→ **SET TASK**: Transcribe every line exactly. Leave the pictures behind.

★ ★ ★ ★ ★ ★ ★

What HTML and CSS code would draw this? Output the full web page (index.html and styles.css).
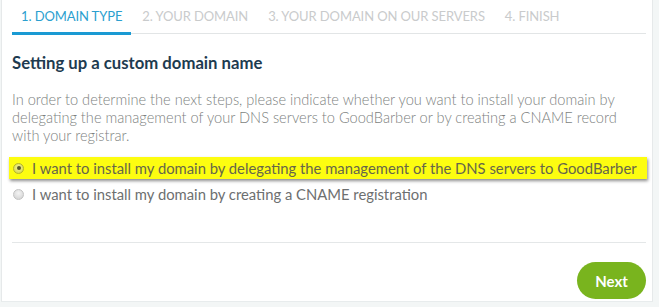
FILE: index.html
```html
<!DOCTYPE html>
<html>
<head>
<meta charset="utf-8">
<link rel="stylesheet" href="styles.css">
</head>
<body>
<div class="card">
  <nav class="tabs">
    <div class="tab active">1. DOMAIN TYPE</div>
    <div class="tab">2. YOUR DOMAIN</div>
    <div class="tab">3. YOUR DOMAIN ON OUR SERVERS</div>
    <div class="tab">4. FINISH</div>
  </nav>
  <h2 class="title">Setting up a custom domain name</h2>
  <p class="intro">In order to determine the next steps, please indicate whether you want to install your domain by delegating the management of your DNS servers to GoodBarber or by creating a CNAME record with your registrar.</p>
  <div class="options">
    <label class="option highlighted"><span class="radio checked"></span>I want to install my domain by delegating the management of the DNS servers to GoodBarber</label>
    <label class="option"><span class="radio"></span>I want to install my domain by creating a CNAME registration</label>
  </div>
  <hr class="sep">
  <div class="actions">
    <button class="next">Next</button>
  </div>
</div>
</body>
</html>
```

FILE: styles.css
```css
html, body {
  margin: 0;
  padding: 0;
  background: #f3f6f6;
  font-family: Lato, "Open Sans", sans-serif;
}
.card {
  width: 652px;
  height: 302px;
  box-sizing: border-box;
  background: #fff;
  border-left: 1px solid #e6e9ea;
  border-right: 1px solid #e6e9ea;
  border-bottom: 1px solid #e8eced;
  margin-left: 1px;
  padding: 0 6px 0 10px;
}
.tabs {
  display: flex;
  border-bottom: 1px solid #e2e5e6;
  height: 34px;
  box-sizing: border-box;
}
.tab {
  padding: 8px 9px 0 9px;
  margin-right: 2px;
  font-size: 13px;
  color: #c9cbcc;
  letter-spacing: -0.1px;
}
.tab.active {
  color: #2b9fcf;
  border-bottom: 3px solid #1a9ad3;
  margin-bottom: -2px;
}
.title {
  margin: 18px 0 0 0;
  font-size: 16.7px;
  font-weight: 700;
  color: #1e3b50;
  line-height: 22px;
}
.intro {
  margin: 17px 0 0 0;
  font-size: 14.6px;
  font-weight: 300;
  line-height: 18px;
  color: #7d7f80;
}
.options {
  margin-top: 12px;
  display: flex;
  flex-direction: column;
}
.option {
  display: flex;
  align-items: center;
  font-size: 14.8px;
  color: #6d6f70;
  height: 22px;
}
.option.highlighted {
  background: #fdfd10;
  margin-left: -3px;
  padding-left: 3px;
  width: 635px;
  box-shadow: 1px 2px 3px rgba(0,0,0,0.45);
  color: #66664a;
  margin-bottom: 4px;
}
.radio {
  width: 9px;
  height: 9px;
  border-radius: 50%;
  border: 1px solid #c3c3c3;
  background: radial-gradient(circle at 50% 35%, #f4f4f4, #cfcfcf);
  margin: 0 8px 0 1px;
  box-sizing: content-box;
  position: relative;
}
.radio.checked {
  border-color: #b5b52a;
  background: radial-gradient(circle at 50% 40%, #f4f4a0, #d2d23a);
}
.radio.checked::after {
  content: "";
  position: absolute;
  left: 2.5px;
  top: 2.5px;
  width: 4px;
  height: 4px;
  border-radius: 50%;
  background: #55552a;
}
.sep {
  border: 0;
  border-top: 1px solid #e4e7e8;
  margin: 37px 0 0 0;
}
.actions {
  display: flex;
  justify-content: flex-end;
  margin-top: 19px;
}
.next {
  width: 69px;
  height: 37px;
  border: 0;
  border-radius: 19px;
  background: #79b41e;
  color: #fff;
  font-family: Lato, sans-serif;
  font-size: 15px;
  font-weight: 700;
  padding: 0;
}
```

★ ★ ★ ★ ★ ★ ★

→ **PROBLEM SOLUTION**:
What HTML and CSS code would draw this? Output the full web page (index.html and styles.css).
FILE: index.html
```html
<!DOCTYPE html>
<html>
<head>
<meta charset="utf-8">
<link rel="stylesheet" href="styles.css">
</head>
<body>
<div class="card">
  <nav class="tabs">
    <div class="tab active">1. DOMAIN TYPE</div>
    <div class="tab">2. YOUR DOMAIN</div>
    <div class="tab">3. YOUR DOMAIN ON OUR SERVERS</div>
    <div class="tab">4. FINISH</div>
  </nav>
  <h2 class="title">Setting up a custom domain name</h2>
  <p class="intro">In order to determine the next steps, please indicate whether you want to install your domain by delegating the management of your DNS servers to GoodBarber or by creating a CNAME record with your registrar.</p>
  <div class="options">
    <label class="option highlighted"><span class="radio checked"></span>I want to install my domain by delegating the management of the DNS servers to GoodBarber</label>
    <label class="option"><span class="radio"></span>I want to install my domain by creating a CNAME registration</label>
  </div>
  <hr class="sep">
  <div class="actions">
    <button class="next">Next</button>
  </div>
</div>
</body>
</html>
```

FILE: styles.css
```css
html, body {
  margin: 0;
  padding: 0;
  background: #f3f6f6;
  font-family: Lato, "Open Sans", sans-serif;
}
.card {
  width: 652px;
  height: 302px;
  box-sizing: border-box;
  background: #fff;
  border-left: 1px solid #e6e9ea;
  border-right: 1px solid #e6e9ea;
  border-bottom: 1px solid #e8eced;
  margin-left: 1px;
  padding: 0 6px 0 10px;
}
.tabs {
  display: flex;
  border-bottom: 1px solid #e2e5e6;
  height: 34px;
  box-sizing: border-box;
}
.tab {
  padding: 8px 9px 0 9px;
  margin-right: 2px;
  font-size: 13px;
  color: #c9cbcc;
  letter-spacing: -0.1px;
}
.tab.active {
  color: #2b9fcf;
  border-bottom: 3px solid #1a9ad3;
  margin-bottom: -2px;
}
.title {
  margin: 18px 0 0 0;
  font-size: 16.7px;
  font-weight: 700;
  color: #1e3b50;
  line-height: 22px;
}
.intro {
  margin: 17px 0 0 0;
  font-size: 14.6px;
  font-weight: 300;
  line-height: 18px;
  color: #7d7f80;
}
.options {
  margin-top: 12px;
  display: flex;
  flex-direction: column;
}
.option {
  display: flex;
  align-items: center;
  font-size: 14.8px;
  color: #6d6f70;
  height: 22px;
}
.option.highlighted {
  background: #fdfd10;
  margin-left: -3px;
  padding-left: 3px;
  width: 635px;
  box-shadow: 1px 2px 3px rgba(0,0,0,0.45);
  color: #66664a;
  margin-bottom: 4px;
}
.radio {
  width: 9px;
  height: 9px;
  border-radius: 50%;
  border: 1px solid #c3c3c3;
  background: radial-gradient(circle at 50% 35%, #f4f4f4, #cfcfcf);
  margin: 0 8px 0 1px;
  box-sizing: content-box;
  position: relative;
}
.radio.checked {
  border-color: #b5b52a;
  background: radial-gradient(circle at 50% 40%, #f4f4a0, #d2d23a);
}
.radio.checked::after {
  content: "";
  position: absolute;
  left: 2.5px;
  top: 2.5px;
  width: 4px;
  height: 4px;
  border-radius: 50%;
  background: #55552a;
}
.sep {
  border: 0;
  border-top: 1px solid #e4e7e8;
  margin: 37px 0 0 0;
}
.actions {
  display: flex;
  justify-content: flex-end;
  margin-top: 19px;
}
.next {
  width: 69px;
  height: 37px;
  border: 0;
  border-radius: 19px;
  background: #79b41e;
  color: #fff;
  font-family: Lato, sans-serif;
  font-size: 15px;
  font-weight: 700;
  padding: 0;
}
```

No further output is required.